The prereduction of ores is affected by CO concentration in the reducing gas atmosphere. Several studies[10,11,19,26,27] have reported an increased reduction rate of manganese ores with increasing CO concentration in CO–CO2 atmosphere. The concentration of CO in the reducing gas atmosphere is generated from the metal producing reaction (reaction [8]) and/or the oxidation of C by CO2. In the induction furnace set up, no significant metal producing reaction was expected for Comilog, Nchwaning and UMK since the highest temperature peak of 1400 °C is below smelting temperatures of these ores.[28,29,30] Hence, less CO is produced from the metal producing reaction compared to pilot or industrial furnaces.
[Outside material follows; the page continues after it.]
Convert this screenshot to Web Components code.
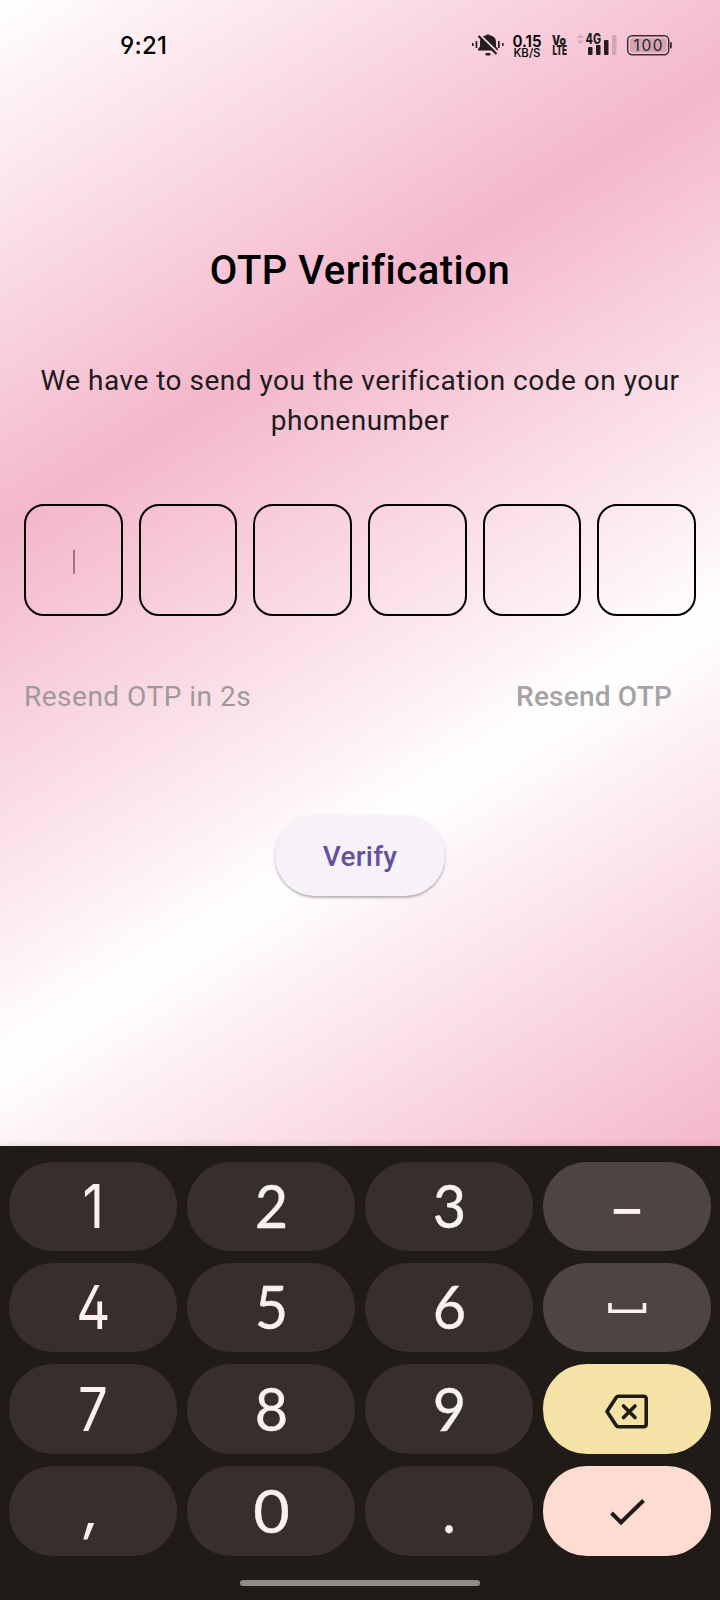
<!DOCTYPE html>
<html lang="en">
<head>
<meta charset="utf-8">
<title>OTP Verification</title>
<style>
  html, body { margin: 0; height: 100%; }
  body { font-family: Roboto, "Liberation Sans", sans-serif; overflow: hidden; }
</style>
</head>
<body>
<otp-app></otp-app>
<script>
const define = (name, html) => customElements.define(name, class extends HTMLElement {
  constructor() {
    super();
    const t = document.createElement('template');
    t.innerHTML = html;
    this.attachShadow({ mode: 'open' }).append(t.content.cloneNode(true));
  }
});

define('status-bar', `
<style>
  :host { display: flex; height: 90px; box-sizing: border-box; padding: 0 48px 0 120px; align-items: center; justify-content: space-between; color: #000; }
  .time { font: 500 24px/28px Inter, sans-serif; letter-spacing: .2px; padding-top: 2px; font-feature-settings: "ss01", "cv03", "cv04"; }
  svg { display: block; }
  text { font-family: Inter, Roboto, sans-serif; fill: #000; }
</style>
<span class="time">9:21</span>
<svg width="202" height="50" viewBox="470 20 202 50">
  <g fill="#231d20">
    <path d="M478 50.500v-1.600l2-2.400v-4.500q0-5.800 6.500-6.700v-.8h3v.8q6.500.9 6.500 6.700v4.500l2 2.400v1.600z"/>
    <rect x="485.500" y="53" width="5" height="2.500" rx="1"/>
    <rect x="472" y="43" width="1.600" height="3"/><rect x="475.600" y="41" width="1.700" height="7"/>
    <rect x="498" y="41" width="1.700" height="7"/><rect x="502" y="43" width="1.600" height="3"/>
  </g>
  <path d="M480.500 35.500l18 17.500" stroke="#f8cfdd" stroke-width="2"/>
  <path d="M478.500 36l18 18" stroke="#231d20" stroke-width="2.200"/>
  <text x="512.500" y="46.500" font-size="16" font-weight="600" textLength="29" lengthAdjust="spacingAndGlyphs">0.15</text>
  <text x="513.500" y="57" font-size="11.500" font-weight="500" textLength="27" lengthAdjust="spacingAndGlyphs">KB/S</text>
  <text x="552" y="44.500" font-size="12.500" font-weight="900" textLength="14" lengthAdjust="spacingAndGlyphs" style="fill:#231d20">Vo</text>
  <text x="552.500" y="54.500" font-size="12.500" font-weight="900" textLength="14.500" lengthAdjust="spacingAndGlyphs" style="fill:#231d20">LTE</text>
  <path d="M577 38l3.500-4 3.500 4zM577 40.500l3.500 4 3.500-4z" fill="#d3a5b6"/>
  <text x="585.500" y="44" font-size="14" font-weight="800" textLength="15.500" lengthAdjust="spacingAndGlyphs" style="fill:#231d20">4G</text>
  <g fill="#231d20"><rect x="588" y="47" width="4.500" height="8" rx="1"/><rect x="596" y="45" width="4.500" height="10" rx="1"/><rect x="604" y="40" width="4.500" height="15" rx="1"/></g>
  <rect x="612" y="35" width="4.500" height="20" rx="1" fill="#d3a5b6"/>
  <rect x="627.700" y="35.700" width="41" height="19" rx="4.500" fill="none" stroke="#3a2d33" stroke-width="1.500"/>
  <rect x="630" y="38" width="36.500" height="14.500" rx="2.500" fill="#d2a4b4"/>
  <rect x="670" y="42" width="1.800" height="6.500" rx=".8" fill="#3a2d33"/>
  <text x="633.500" y="51" font-size="15.500" font-weight="400" textLength="29" style="fill:#2e2328">100</text>
</svg>`);

define('otp-cell', `
<style>
  :host { display: flex; flex: 1; height: 112px; box-sizing: border-box; border: 2px solid #000; border-radius: 20px; align-items: center; justify-content: center; }
  i { display: none; width: 2px; height: 24px; margin: 4px 0 0 1px; background: #9c7483; }
  :host([active]) i { display: block; }
</style><i></i>`);

define('otp-button', `
<style>
  :host { display: flex; width: 170px; height: 80px; border-radius: 40px; align-items: center; justify-content: center; background: #f7f2fa; color: #65509f; font-size: 28px; font-weight: 500; letter-spacing: .2px; box-shadow: 0 2px 2px rgba(0,0,0,.22), 0 1px 4px rgba(0,0,0,.1); }
</style><slot></slot>`);

define('otp-screen', `
<style>
  :host { display: flex; flex-direction: column; align-items: center; height: 1146px; background: linear-gradient(147.860deg, #fff 0%, #f4b7cc 33.330%, #fff 66.660%, #f4b7cc 100%); }
  status-bar { align-self: stretch; }
  h1 { margin: 157px 0 0; font-size: 40px; line-height: 48px; font-weight: 500; letter-spacing: .5px; color: #000; }
  p { margin: 66px 24px 0; font-size: 28px; line-height: 40px; text-align: center; color: #1d1b20; letter-spacing: .5px; }
  .cells { display: flex; gap: 16px; align-self: stretch; margin: 63px 24px 0; }
  .resend { display: flex; justify-content: space-between; align-self: stretch; margin: 61px 48px 0 24px; font-size: 28px; line-height: 40px; color: #9f999c; letter-spacing: .5px; }
  .resend b { font-weight: 500; color: #a5a3a5; letter-spacing: .2px; }
  otp-button { margin-top: 99px; }
</style>
<status-bar></status-bar>
<h1>OTP Verification</h1>
<p>We have to send you the verification code on your<br>phonenumber</p>
<div class="cells"><otp-cell active></otp-cell><otp-cell></otp-cell><otp-cell></otp-cell><otp-cell></otp-cell><otp-cell></otp-cell><otp-cell></otp-cell></div>
<div class="resend"><span>Resend OTP in 2s</span><b>Resend OTP</b></div>
<otp-button>Verify</otp-button>`);

define('pad-key', `
<style>
  :host { display: flex; align-items: center; justify-content: center; overflow: hidden; border-radius: 44px; background: #382e2d; color: #fdf0ed; font: 400 60px/89px Inter, sans-serif; font-feature-settings: "ss01", "cv03", "cv04"; }
  :host([round]) { font-family: Lato, sans-serif; -webkit-text-stroke: .4px #fdf0ed; }
  :host([tone="mid"]) { background: #4e4543; }
  :host([tone="yellow"]) { background: #f5e2a7; color: #211b18; }
  :host([tone="peach"]) { background: #ffdcd1; color: #211b18; }
  span { display: block; transform: translateY(var(--dy, 0px)) scaleX(var(--sx, .88)) skewX(var(--skew, 0deg)); }
</style><span><slot></slot></span>`);

define('number-pad', `
<style>
  :host { display: block; height: 454px; box-sizing: border-box; padding: 16px 9px 0; background: #211b18; box-shadow: 0 -1px 7px rgba(0,0,0,.1); position: relative; }
  .grid { display: grid; grid-template-columns: repeat(4, 1fr); grid-template-rows: 89px 89px 90px 90px; gap: 12px 10px; }
  .home { width: 240px; height: 6px; border-radius: 3px; background: #918b8b; margin: 24px auto 0; }
  svg { display: block; fill: none; stroke: currentColor; }
  .svg { --sx: 1; }
  [round] { --sx: .96; --dy: -1px; }
  .zero { --sx: 1.05; }
  .dash { --dy: 2px; }
  .comma { --sx: 1; --skew: -8deg; --dy: -4px; }
</style>
<div class="grid">
  <pad-key>1</pad-key><pad-key round>2</pad-key><pad-key round>3</pad-key><pad-key tone="mid" class="dash">–</pad-key>
  <pad-key>4</pad-key><pad-key round>5</pad-key><pad-key round>6</pad-key>
  <pad-key tone="mid" class="svg"><svg width="168" height="89" stroke-width="3.600"><path d="M67 40v8.200h34.500V40"/></svg></pad-key>
  <pad-key>7</pad-key><pad-key round>8</pad-key><pad-key round>9</pad-key>
  <pad-key tone="yellow" class="svg"><svg width="168" height="89" stroke-width="3.600" stroke-linejoin="round" stroke-linecap="round"><path d="M75.500 31.300H100.500Q103.200 31.300 103.200 34V59Q103.200 61.700 100.500 61.700H75.500Q74 61.700 73.200 60.500L64 46.500l9.200-14Q74 31.300 75.500 31.300zM80.500 41l11.500 11.500M92 41L80.500 52.500"/></svg></pad-key>
  <pad-key class="comma">,</pad-key><pad-key round class="zero">0</pad-key><pad-key round>.</pad-key>
  <pad-key tone="peach" class="svg"><svg width="168" height="89" stroke-width="4"><path d="M68.500 46l9.500 9.500 22.500-22"/></svg></pad-key>
</div>
<div class="home"></div>`);

define('otp-app', `
<style>:host { display: block; width: 720px; height: 1600px; }</style>
<otp-screen></otp-screen><number-pad></number-pad>`);
</script>
</body>
</html>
In comparison to Nchwaning, the higher extent of prereduction in UMK is mainly because UMK contains a higher CO2 content as shown in Table I, and will release more CO2 during heating which oxidizes C thereby producing CO for prereduction of manganese oxides. The reason for the poor extent of prereduction for Comilog is mainly due to of a lack of CO. Since Comilog is not a carbonate ore, the lack of CO is due to the less CO2 produced that can react according to the Boudouard reaction and produce CO. The increased extent of prereduction when ores are mixed with solid carbon is due to increased oxidation of C by CO2 in the presence of coke, thereby increasing the rate of reduction by CO. Gasification of carbon in coke has been previously reported to be catalyzed by Mn3O4 and determines the overall rate of reduction.[15]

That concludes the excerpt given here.